Despite the ministry’s efforts to broaden our understanding of success, getting Singaporeans to look beyond paper qualifications remains a challenge, admits Ms Chan.


Many parents still overvalue grades, sending their children to tuition classes even when the latter are already doing well in school. This includes parents who sign their children up for tuition so that they can qualify for the Gifted Education Programme.

“I am not sure if these children are indeed gifted, if they require all these artificial boosts and support,” says Ms Chan.

She also fears that the heavy reliance on tuition would rob our children of their ability to learn independently and hurt their prospects at work as adults.

“If your boss gives you a problem… there’s no tuition teacher to turn to. You must figure it out yourself.”

A teacher to other officers

Ms Chan is regularly invited to speak at the Civil Service College. She enjoys sharing her experiences with younger officers and feels gratified when they tell her that her comments resonated with them.

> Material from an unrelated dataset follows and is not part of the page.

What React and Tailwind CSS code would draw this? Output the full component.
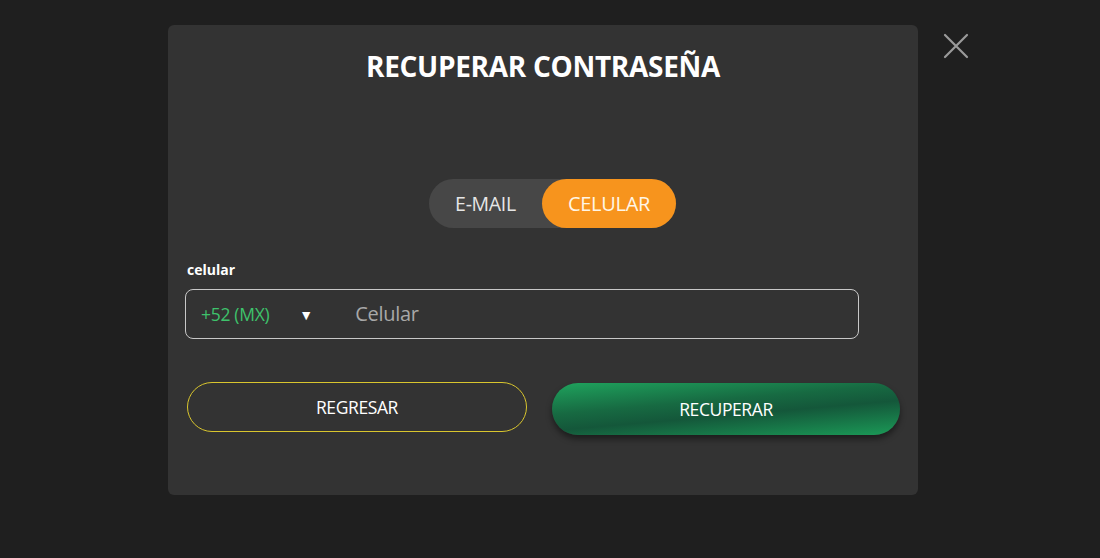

“I don’t know if it’s my unfulfilled desire to be a teacher… I think there’s a part of me that likes to influence lives,” she says with a laugh. Whenever Ms Chan’s staff come to her because they feel they are not progressing in their career, she shares with them her experience: There was a time in her career when, unlike her peers, she was not offered the opportunity for further studies; at the same time, her juniors were promoted to the same grade as her.

She did not let that affect her work. The following year, she was posted to another ministry where she had back-to-back promotions – rather uncommon, especially given her slower progression in her earlier years.

Ms Chan observes that some public officers, eager to prove their worth, engage in individualistic or self-serving behaviour that bosses can easily see through.

To these officers, she has the following advice: “Do your best, be yourself, be a team player, and have a good attitude.”

And soon, she believes, the opportunities to show their capabilities will come.

Strengthening engagement
One of Ms Chan’s biggest challenges is to communicate the MOE’s policies to its more than 30,000 teachers and officers. This is a mammoth task because messages tend to lose their essence as they are filtered at every level before they reach the ground.

So besides forming a communications and engagement unit to sharpen the messages, and relying on the principals to share the messages with the teachers, Ms Chan and her colleagues in senior management have made it a point to visit all 365 MOE schools, a process that will take at least two years to cover every school.

“Nothing can substitute for direct selling,” she explains.

As hot button issues in education are common conversation topics, Ms Chan also has to manage feedback on her ministry’s policies from friends and acquaintances.

At social gatherings – she likes catching up with friends over a Japanese meal, her favourite cuisine – she does not mind talking about the MOE’s work and would seize the opportunity to rectify any misimpressions.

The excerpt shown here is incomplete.